Atty. Kingsley Abbot has worked at the Khmer Rouge Tribunal in Cambodia and as a Trial Counsel in the Office of the Prosecutor at the Special Tribunal for Lebanon in the Hague and has contributed to the development of the Minnesota Protocol as part of the International Commission of Jurists.
Dr. Luis Fondebrider, co-founder and long-term head of the Argentine Forensic Anthropology Team (EAAF), has worked in 60 countries advising the ICRC and the UN, and has provided advice to truth commissions and international criminal tribunals.
Ms. Leone Scott is a former police officer who has led and contributed to the development of methodologies for victim and survivor interviewing and investigative interviewing, with a particular focus on handling and effective interviewing of vulnerable and at-risk victims and witnesses, including victims of sexual assault and abuse. National experts, including Dr. Raquel Fortun and Dr. Cecilia Lim of the University of the Philippines (UP) Medical College also facilitated sessions.

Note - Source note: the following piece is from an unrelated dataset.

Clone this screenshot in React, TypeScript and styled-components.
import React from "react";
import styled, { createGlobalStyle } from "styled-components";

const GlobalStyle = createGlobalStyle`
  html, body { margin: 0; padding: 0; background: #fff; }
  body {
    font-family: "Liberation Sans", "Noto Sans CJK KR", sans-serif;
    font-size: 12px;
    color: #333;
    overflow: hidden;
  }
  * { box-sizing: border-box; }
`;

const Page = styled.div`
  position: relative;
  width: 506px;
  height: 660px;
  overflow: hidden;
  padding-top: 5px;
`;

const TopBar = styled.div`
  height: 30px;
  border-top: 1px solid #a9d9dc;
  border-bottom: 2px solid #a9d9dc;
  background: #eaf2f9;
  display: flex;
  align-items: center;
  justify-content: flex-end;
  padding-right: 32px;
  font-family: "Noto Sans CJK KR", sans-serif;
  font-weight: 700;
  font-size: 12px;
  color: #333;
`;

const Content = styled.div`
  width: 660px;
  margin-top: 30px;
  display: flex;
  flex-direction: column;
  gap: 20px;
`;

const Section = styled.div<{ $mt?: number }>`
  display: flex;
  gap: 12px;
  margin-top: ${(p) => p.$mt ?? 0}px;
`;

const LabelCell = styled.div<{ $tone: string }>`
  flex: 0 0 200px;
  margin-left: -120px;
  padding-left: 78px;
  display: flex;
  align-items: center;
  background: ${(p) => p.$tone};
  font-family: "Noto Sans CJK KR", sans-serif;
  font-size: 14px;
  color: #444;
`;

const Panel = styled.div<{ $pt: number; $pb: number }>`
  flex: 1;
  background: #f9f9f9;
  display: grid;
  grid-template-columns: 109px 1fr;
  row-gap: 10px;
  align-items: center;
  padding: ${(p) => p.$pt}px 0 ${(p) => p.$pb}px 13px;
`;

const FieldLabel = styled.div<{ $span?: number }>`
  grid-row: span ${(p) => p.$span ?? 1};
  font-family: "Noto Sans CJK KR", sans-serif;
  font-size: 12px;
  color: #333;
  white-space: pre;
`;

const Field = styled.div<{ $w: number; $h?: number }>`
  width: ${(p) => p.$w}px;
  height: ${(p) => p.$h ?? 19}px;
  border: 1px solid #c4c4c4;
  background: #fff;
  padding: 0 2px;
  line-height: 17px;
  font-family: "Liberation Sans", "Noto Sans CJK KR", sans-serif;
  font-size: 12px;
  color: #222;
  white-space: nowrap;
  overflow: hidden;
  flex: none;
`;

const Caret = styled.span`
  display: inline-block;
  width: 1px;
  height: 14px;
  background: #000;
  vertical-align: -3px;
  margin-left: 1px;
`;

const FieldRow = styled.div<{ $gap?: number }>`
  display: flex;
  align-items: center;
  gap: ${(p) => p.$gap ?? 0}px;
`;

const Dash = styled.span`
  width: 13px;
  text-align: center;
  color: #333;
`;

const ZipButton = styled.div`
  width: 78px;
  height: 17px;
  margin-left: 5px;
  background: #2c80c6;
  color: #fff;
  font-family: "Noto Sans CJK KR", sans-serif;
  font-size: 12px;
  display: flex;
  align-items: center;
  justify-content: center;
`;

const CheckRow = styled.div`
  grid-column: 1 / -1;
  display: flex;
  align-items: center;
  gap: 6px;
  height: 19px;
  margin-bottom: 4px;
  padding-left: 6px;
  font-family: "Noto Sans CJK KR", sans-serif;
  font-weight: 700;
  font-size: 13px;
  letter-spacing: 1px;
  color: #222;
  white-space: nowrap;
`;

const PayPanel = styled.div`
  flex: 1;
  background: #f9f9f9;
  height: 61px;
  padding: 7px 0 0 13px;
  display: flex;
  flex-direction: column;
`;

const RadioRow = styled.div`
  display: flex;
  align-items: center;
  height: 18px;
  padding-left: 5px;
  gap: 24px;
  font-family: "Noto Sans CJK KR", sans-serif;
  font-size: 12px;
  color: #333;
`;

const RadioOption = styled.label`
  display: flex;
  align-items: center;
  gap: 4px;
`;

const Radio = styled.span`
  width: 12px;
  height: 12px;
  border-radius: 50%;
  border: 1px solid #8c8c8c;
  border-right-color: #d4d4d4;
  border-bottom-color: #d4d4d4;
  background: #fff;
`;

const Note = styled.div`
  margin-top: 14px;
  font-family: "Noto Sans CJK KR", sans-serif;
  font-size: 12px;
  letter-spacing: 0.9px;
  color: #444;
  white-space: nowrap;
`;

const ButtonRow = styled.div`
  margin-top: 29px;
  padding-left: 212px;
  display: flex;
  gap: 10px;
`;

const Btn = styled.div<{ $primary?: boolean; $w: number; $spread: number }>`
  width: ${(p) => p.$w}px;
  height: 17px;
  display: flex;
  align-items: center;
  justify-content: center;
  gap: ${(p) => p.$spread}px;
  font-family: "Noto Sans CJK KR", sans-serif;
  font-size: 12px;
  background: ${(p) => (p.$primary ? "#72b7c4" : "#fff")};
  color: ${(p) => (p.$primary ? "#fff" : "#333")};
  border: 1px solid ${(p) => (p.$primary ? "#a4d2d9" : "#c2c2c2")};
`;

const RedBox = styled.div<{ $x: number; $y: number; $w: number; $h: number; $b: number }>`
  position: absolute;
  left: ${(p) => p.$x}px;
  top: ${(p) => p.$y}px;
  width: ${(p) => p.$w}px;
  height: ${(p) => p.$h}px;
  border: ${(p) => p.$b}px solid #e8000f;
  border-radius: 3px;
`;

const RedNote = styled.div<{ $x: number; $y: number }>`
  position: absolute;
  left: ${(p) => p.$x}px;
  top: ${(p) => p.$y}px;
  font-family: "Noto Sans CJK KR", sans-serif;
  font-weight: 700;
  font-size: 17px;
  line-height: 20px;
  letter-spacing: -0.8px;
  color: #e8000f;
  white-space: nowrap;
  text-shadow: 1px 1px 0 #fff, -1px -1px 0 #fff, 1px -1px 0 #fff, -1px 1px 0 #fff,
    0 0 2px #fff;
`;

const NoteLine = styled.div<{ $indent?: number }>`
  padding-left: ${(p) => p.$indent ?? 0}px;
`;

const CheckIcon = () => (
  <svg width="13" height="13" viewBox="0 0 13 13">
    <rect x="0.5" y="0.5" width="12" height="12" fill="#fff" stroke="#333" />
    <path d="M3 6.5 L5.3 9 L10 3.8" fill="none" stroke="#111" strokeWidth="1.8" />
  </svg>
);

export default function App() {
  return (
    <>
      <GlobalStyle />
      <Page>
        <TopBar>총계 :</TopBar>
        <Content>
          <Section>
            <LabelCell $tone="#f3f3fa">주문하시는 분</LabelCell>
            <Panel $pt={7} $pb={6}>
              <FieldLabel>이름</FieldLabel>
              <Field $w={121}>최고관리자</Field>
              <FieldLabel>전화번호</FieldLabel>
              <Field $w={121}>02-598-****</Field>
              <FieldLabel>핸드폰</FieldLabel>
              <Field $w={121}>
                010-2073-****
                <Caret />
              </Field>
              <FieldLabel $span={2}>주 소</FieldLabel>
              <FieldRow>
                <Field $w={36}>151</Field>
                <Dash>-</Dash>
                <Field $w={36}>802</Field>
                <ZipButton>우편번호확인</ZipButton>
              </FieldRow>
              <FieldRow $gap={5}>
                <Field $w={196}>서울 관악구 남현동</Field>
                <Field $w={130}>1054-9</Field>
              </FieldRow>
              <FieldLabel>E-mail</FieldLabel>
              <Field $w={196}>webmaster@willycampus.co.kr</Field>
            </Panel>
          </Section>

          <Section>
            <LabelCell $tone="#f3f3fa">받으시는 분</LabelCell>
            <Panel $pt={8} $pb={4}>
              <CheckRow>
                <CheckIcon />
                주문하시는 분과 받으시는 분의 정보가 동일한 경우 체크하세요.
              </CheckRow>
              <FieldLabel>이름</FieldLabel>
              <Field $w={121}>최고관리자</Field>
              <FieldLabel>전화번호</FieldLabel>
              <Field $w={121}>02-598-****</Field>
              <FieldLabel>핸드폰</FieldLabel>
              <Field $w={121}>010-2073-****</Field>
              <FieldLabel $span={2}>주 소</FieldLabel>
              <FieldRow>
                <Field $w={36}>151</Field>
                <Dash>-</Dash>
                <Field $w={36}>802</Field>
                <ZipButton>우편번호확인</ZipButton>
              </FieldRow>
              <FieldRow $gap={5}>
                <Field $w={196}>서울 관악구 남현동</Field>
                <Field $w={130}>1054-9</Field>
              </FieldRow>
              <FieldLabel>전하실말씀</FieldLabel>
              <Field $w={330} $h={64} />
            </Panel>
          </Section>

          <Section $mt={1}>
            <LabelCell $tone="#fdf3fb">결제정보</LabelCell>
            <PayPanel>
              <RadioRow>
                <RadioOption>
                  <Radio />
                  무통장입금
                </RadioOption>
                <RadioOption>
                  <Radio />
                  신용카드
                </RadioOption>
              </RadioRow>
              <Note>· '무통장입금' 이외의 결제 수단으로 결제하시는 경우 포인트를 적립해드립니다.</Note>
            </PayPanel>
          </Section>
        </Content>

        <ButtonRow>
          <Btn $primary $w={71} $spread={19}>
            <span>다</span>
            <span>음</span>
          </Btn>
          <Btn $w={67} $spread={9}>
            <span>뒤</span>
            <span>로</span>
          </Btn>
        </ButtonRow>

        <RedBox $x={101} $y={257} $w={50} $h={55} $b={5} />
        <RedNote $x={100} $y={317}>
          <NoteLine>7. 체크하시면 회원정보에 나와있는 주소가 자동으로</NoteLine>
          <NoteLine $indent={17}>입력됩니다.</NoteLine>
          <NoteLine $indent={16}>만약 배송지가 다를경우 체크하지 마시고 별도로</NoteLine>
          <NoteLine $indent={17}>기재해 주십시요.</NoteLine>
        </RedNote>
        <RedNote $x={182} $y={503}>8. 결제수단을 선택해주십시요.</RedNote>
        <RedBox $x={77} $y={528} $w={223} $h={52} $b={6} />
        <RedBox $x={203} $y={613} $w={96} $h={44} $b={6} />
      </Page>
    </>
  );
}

Global experience shows that the application of the Minnesota Protocol either through enacting legislation or adapting the Protocol into the existing manuals or guidelines at the domestic level has proven to be a useful tool for investigating cases of unlawful killings and enforced disappearances. Its practical approach complements other protocols such as the so-called “Istanbul Protocol” on the Effective Investigation and Documentation of Torture and Other Cruel, Inhuman or Degrading Treatment or Punishment.
For example, training participants explored what the Minnesota Protocol says about interviewing victims and witnesses and were able to compare this to their everyday work. They also worked in teams to solve resources constraints that may exist when arriving at crime scenes.
The training programme is just one element contributing towards strengthening investigations and addressing impunity. The week-long session also served to go more in-depth on issues related to legal and policy reform, and to explore how to strengthen forensic capacity in the Philippines, which is one of the key priorities of the Department of Justice (DoJ). In this sense, the establishment of a National Forensic Institute, legislation related to mandatory autopsies, adoption of specialized training for Philippine doctors, and further cascading of knowledge about the Minnesota Protocol to be used alongside domestic procedures in all regions of the Philippines are all elements that will definitely strengthen accountability. Cooperation with other countries, including in the Southeast Asia region, will also contribute to exchanges on best practices.
The participation of the academe and civil society organizations (CSOs) in the training together with prosecutors, investigators and medical personnel has been critical. This enhanced a common understanding of the investigation procedures and steps to be taken when investigating potentially unlawful killings, and may also help strengthen coordination among different stakeholders. A trust building investment.
The Minnesota Protocol provides civil society actors with another tool in their advocacy, and a framework for detailed engagement with state actors when helping families of those killed. Through a framework of State obligations, such as the duty to investigate, the Minnesota Protocol outlines the steps of what is required, so that victim family members and CSOs supporting them can ask detailed questions related to what steps have and have not been taken.
As the UN, we are certainly proud of bringing the best knowledge and expertise to address complex development issues, such as justice and accountability. Without them, development risks not being as sustainable as we want.
We remain committed to continuing the work towards the full implementation of the Minnesota Protocol, and appreciate the constructive engagement that has started in this area, which is supported now by nine strong friends of the Philippines–contributors to the UN Joint Programme for Human Rights.